═══ Raw data ═══
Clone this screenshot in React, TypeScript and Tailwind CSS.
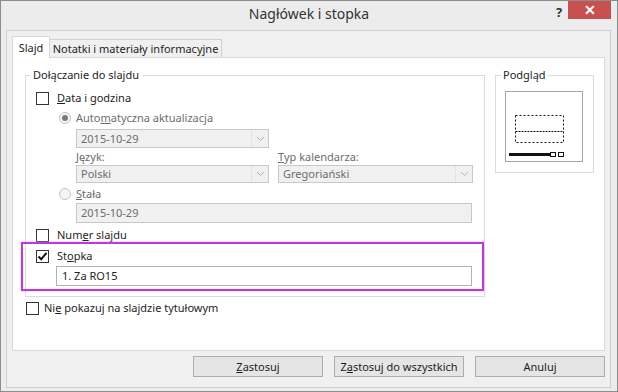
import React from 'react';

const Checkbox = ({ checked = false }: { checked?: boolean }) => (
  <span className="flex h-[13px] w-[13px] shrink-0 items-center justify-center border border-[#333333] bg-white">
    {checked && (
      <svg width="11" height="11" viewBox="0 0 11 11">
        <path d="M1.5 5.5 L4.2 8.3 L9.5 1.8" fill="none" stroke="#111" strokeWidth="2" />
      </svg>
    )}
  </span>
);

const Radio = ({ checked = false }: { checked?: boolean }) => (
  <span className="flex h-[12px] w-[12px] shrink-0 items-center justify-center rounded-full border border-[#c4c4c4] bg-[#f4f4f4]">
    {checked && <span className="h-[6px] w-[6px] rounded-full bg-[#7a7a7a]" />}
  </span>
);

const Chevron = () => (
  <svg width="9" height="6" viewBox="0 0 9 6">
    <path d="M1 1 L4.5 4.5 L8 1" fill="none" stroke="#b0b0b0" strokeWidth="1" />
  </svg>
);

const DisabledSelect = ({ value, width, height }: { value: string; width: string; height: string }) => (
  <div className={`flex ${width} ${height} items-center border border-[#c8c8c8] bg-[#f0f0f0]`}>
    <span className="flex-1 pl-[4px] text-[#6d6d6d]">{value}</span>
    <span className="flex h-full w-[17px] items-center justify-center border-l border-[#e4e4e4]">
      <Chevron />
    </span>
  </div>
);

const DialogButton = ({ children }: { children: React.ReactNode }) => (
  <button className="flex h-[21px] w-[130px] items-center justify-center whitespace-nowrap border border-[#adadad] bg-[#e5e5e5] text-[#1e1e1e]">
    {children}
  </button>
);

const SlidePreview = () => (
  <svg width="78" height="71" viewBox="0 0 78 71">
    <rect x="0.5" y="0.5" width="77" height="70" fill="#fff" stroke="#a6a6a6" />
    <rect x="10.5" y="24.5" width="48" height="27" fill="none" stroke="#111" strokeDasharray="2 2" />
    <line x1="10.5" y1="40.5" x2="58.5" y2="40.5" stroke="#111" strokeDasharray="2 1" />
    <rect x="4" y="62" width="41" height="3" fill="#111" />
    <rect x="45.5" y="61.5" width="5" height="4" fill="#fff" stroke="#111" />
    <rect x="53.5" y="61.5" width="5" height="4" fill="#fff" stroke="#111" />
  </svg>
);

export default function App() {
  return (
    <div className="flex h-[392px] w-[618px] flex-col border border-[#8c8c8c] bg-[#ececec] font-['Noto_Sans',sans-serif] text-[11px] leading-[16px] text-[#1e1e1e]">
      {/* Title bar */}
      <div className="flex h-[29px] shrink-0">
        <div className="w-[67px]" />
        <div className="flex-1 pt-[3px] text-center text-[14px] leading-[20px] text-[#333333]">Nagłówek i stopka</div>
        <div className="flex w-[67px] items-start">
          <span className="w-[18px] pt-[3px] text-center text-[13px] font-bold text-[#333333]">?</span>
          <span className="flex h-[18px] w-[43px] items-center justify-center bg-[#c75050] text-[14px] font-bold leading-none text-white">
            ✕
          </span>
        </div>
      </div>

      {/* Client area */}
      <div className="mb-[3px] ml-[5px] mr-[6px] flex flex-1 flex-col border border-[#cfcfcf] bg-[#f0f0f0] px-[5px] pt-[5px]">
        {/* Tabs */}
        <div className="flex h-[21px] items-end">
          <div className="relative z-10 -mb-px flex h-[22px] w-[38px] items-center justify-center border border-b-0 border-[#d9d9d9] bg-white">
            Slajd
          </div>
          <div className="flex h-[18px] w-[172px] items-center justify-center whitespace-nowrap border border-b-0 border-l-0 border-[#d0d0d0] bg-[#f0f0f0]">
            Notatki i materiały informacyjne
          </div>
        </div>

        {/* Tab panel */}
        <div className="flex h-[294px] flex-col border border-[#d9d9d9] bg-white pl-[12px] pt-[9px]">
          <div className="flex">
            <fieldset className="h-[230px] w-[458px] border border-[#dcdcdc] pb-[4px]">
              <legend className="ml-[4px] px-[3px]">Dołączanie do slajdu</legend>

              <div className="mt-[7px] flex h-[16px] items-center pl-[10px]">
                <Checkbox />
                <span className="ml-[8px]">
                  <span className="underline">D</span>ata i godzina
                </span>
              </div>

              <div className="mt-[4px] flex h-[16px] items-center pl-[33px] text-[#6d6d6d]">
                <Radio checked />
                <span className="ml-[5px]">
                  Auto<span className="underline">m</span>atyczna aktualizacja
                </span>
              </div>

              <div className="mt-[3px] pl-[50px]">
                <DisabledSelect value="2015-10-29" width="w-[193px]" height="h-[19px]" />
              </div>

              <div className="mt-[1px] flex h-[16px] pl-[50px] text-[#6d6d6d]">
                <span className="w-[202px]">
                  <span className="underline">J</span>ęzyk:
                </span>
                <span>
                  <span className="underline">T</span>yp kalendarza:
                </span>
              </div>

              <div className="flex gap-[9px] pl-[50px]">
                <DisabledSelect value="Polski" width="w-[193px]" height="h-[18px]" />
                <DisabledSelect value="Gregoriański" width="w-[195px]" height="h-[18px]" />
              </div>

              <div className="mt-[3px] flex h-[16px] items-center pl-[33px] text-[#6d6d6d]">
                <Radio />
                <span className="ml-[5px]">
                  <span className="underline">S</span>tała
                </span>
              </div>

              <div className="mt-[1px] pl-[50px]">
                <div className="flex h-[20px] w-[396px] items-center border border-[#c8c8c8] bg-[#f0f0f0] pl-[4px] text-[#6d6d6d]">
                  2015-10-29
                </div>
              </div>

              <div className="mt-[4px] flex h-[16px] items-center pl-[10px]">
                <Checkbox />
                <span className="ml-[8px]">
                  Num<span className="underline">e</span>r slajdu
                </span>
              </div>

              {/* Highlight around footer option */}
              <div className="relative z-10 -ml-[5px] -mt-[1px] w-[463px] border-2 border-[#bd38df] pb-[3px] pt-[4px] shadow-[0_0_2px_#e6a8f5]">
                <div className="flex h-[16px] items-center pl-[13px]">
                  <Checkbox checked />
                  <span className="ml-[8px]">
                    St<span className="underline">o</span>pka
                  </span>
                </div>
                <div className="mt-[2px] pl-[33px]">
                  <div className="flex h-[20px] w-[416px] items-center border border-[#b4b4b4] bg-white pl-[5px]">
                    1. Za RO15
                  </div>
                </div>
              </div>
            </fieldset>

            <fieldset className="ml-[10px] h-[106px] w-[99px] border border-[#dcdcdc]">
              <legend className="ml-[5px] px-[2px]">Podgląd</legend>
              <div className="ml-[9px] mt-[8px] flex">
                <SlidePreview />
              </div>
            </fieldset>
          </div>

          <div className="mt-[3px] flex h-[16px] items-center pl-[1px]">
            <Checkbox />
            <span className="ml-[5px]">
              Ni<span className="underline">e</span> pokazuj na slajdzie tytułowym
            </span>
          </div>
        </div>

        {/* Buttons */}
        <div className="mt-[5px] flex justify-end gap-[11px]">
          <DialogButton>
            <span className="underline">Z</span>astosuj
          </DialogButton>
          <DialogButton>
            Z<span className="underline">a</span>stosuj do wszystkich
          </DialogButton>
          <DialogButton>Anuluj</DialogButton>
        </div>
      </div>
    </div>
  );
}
═══
Exercise aim: Write out each line of the data exactly; the images should be left out.

Solution for this task:
Clone this screenshot in React, TypeScript and Tailwind CSS.
import React from 'react';

const Checkbox = ({ checked = false }: { checked?: boolean }) => (
  <span className="flex h-[13px] w-[13px] shrink-0 items-center justify-center border border-[#333333] bg-white">
    {checked && (
      <svg width="11" height="11" viewBox="0 0 11 11">
        <path d="M1.5 5.5 L4.2 8.3 L9.5 1.8" fill="none" stroke="#111" strokeWidth="2" />
      </svg>
    )}
  </span>
);

const Radio = ({ checked = false }: { checked?: boolean }) => (
  <span className="flex h-[12px] w-[12px] shrink-0 items-center justify-center rounded-full border border-[#c4c4c4] bg-[#f4f4f4]">
    {checked && <span className="h-[6px] w-[6px] rounded-full bg-[#7a7a7a]" />}
  </span>
);

const Chevron = () => (
  <svg width="9" height="6" viewBox="0 0 9 6">
    <path d="M1 1 L4.5 4.5 L8 1" fill="none" stroke="#b0b0b0" strokeWidth="1" />
  </svg>
);

const DisabledSelect = ({ value, width, height }: { value: string; width: string; height: string }) => (
  <div className={`flex ${width} ${height} items-center border border-[#c8c8c8] bg-[#f0f0f0]`}>
    <span className="flex-1 pl-[4px] text-[#6d6d6d]">{value}</span>
    <span className="flex h-full w-[17px] items-center justify-center border-l border-[#e4e4e4]">
      <Chevron />
    </span>
  </div>
);

const DialogButton = ({ children }: { children: React.ReactNode }) => (
  <button className="flex h-[21px] w-[130px] items-center justify-center whitespace-nowrap border border-[#adadad] bg-[#e5e5e5] text-[#1e1e1e]">
    {children}
  </button>
);

const SlidePreview = () => (
  <svg width="78" height="71" viewBox="0 0 78 71">
    <rect x="0.5" y="0.5" width="77" height="70" fill="#fff" stroke="#a6a6a6" />
    <rect x="10.5" y="24.5" width="48" height="27" fill="none" stroke="#111" strokeDasharray="2 2" />
    <line x1="10.5" y1="40.5" x2="58.5" y2="40.5" stroke="#111" strokeDasharray="2 1" />
    <rect x="4" y="62" width="41" height="3" fill="#111" />
    <rect x="45.5" y="61.5" width="5" height="4" fill="#fff" stroke="#111" />
    <rect x="53.5" y="61.5" width="5" height="4" fill="#fff" stroke="#111" />
  </svg>
);

export default function App() {
  return (
    <div className="flex h-[392px] w-[618px] flex-col border border-[#8c8c8c] bg-[#ececec] font-['Noto_Sans',sans-serif] text-[11px] leading-[16px] text-[#1e1e1e]">
      {/* Title bar */}
      <div className="flex h-[29px] shrink-0">
        <div className="w-[67px]" />
        <div className="flex-1 pt-[3px] text-center text-[14px] leading-[20px] text-[#333333]">Nagłówek i stopka</div>
        <div className="flex w-[67px] items-start">
          <span className="w-[18px] pt-[3px] text-center text-[13px] font-bold text-[#333333]">?</span>
          <span className="flex h-[18px] w-[43px] items-center justify-center bg-[#c75050] text-[14px] font-bold leading-none text-white">
            ✕
          </span>
        </div>
      </div>

      {/* Client area */}
      <div className="mb-[3px] ml-[5px] mr-[6px] flex flex-1 flex-col border border-[#cfcfcf] bg-[#f0f0f0] px-[5px] pt-[5px]">
        {/* Tabs */}
        <div className="flex h-[21px] items-end">
          <div className="relative z-10 -mb-px flex h-[22px] w-[38px] items-center justify-center border border-b-0 border-[#d9d9d9] bg-white">
            Slajd
          </div>
          <div className="flex h-[18px] w-[172px] items-center justify-center whitespace-nowrap border border-b-0 border-l-0 border-[#d0d0d0] bg-[#f0f0f0]">
            Notatki i materiały informacyjne
          </div>
        </div>

        {/* Tab panel */}
        <div className="flex h-[294px] flex-col border border-[#d9d9d9] bg-white pl-[12px] pt-[9px]">
          <div className="flex">
            <fieldset className="h-[230px] w-[458px] border border-[#dcdcdc] pb-[4px]">
              <legend className="ml-[4px] px-[3px]">Dołączanie do slajdu</legend>

              <div className="mt-[7px] flex h-[16px] items-center pl-[10px]">
                <Checkbox />
                <span className="ml-[8px]">
                  <span className="underline">D</span>ata i godzina
                </span>
              </div>

              <div className="mt-[4px] flex h-[16px] items-center pl-[33px] text-[#6d6d6d]">
                <Radio checked />
                <span className="ml-[5px]">
                  Auto<span className="underline">m</span>atyczna aktualizacja
                </span>
              </div>

              <div className="mt-[3px] pl-[50px]">
                <DisabledSelect value="2015-10-29" width="w-[193px]" height="h-[19px]" />
              </div>

              <div className="mt-[1px] flex h-[16px] pl-[50px] text-[#6d6d6d]">
                <span className="w-[202px]">
                  <span className="underline">J</span>ęzyk:
                </span>
                <span>
                  <span className="underline">T</span>yp kalendarza:
                </span>
              </div>

              <div className="flex gap-[9px] pl-[50px]">
                <DisabledSelect value="Polski" width="w-[193px]" height="h-[18px]" />
                <DisabledSelect value="Gregoriański" width="w-[195px]" height="h-[18px]" />
              </div>

              <div className="mt-[3px] flex h-[16px] items-center pl-[33px] text-[#6d6d6d]">
                <Radio />
                <span className="ml-[5px]">
                  <span className="underline">S</span>tała
                </span>
              </div>

              <div className="mt-[1px] pl-[50px]">
                <div className="flex h-[20px] w-[396px] items-center border border-[#c8c8c8] bg-[#f0f0f0] pl-[4px] text-[#6d6d6d]">
                  2015-10-29
                </div>
              </div>

              <div className="mt-[4px] flex h-[16px] items-center pl-[10px]">
                <Checkbox />
                <span className="ml-[8px]">
                  Num<span className="underline">e</span>r slajdu
                </span>
              </div>

              {/* Highlight around footer option */}
              <div className="relative z-10 -ml-[5px] -mt-[1px] w-[463px] border-2 border-[#bd38df] pb-[3px] pt-[4px] shadow-[0_0_2px_#e6a8f5]">
                <div className="flex h-[16px] items-center pl-[13px]">
                  <Checkbox checked />
                  <span className="ml-[8px]">
                    St<span className="underline">o</span>pka
                  </span>
                </div>
                <div className="mt-[2px] pl-[33px]">
                  <div className="flex h-[20px] w-[416px] items-center border border-[#b4b4b4] bg-white pl-[5px]">
                    1. Za RO15
                  </div>
                </div>
              </div>
            </fieldset>

            <fieldset className="ml-[10px] h-[106px] w-[99px] border border-[#dcdcdc]">
              <legend className="ml-[5px] px-[2px]">Podgląd</legend>
              <div className="ml-[9px] mt-[8px] flex">
                <SlidePreview />
              </div>
            </fieldset>
          </div>

          <div className="mt-[3px] flex h-[16px] items-center pl-[1px]">
            <Checkbox />
            <span className="ml-[5px]">
              Ni<span className="underline">e</span> pokazuj na slajdzie tytułowym
            </span>
          </div>
        </div>

        {/* Buttons */}
        <div className="mt-[5px] flex justify-end gap-[11px]">
          <DialogButton>
            <span className="underline">Z</span>astosuj
          </DialogButton>
          <DialogButton>
            Z<span className="underline">a</span>stosuj do wszystkich
          </DialogButton>
          <DialogButton>Anuluj</DialogButton>
        </div>
      </div>
    </div>
  );
}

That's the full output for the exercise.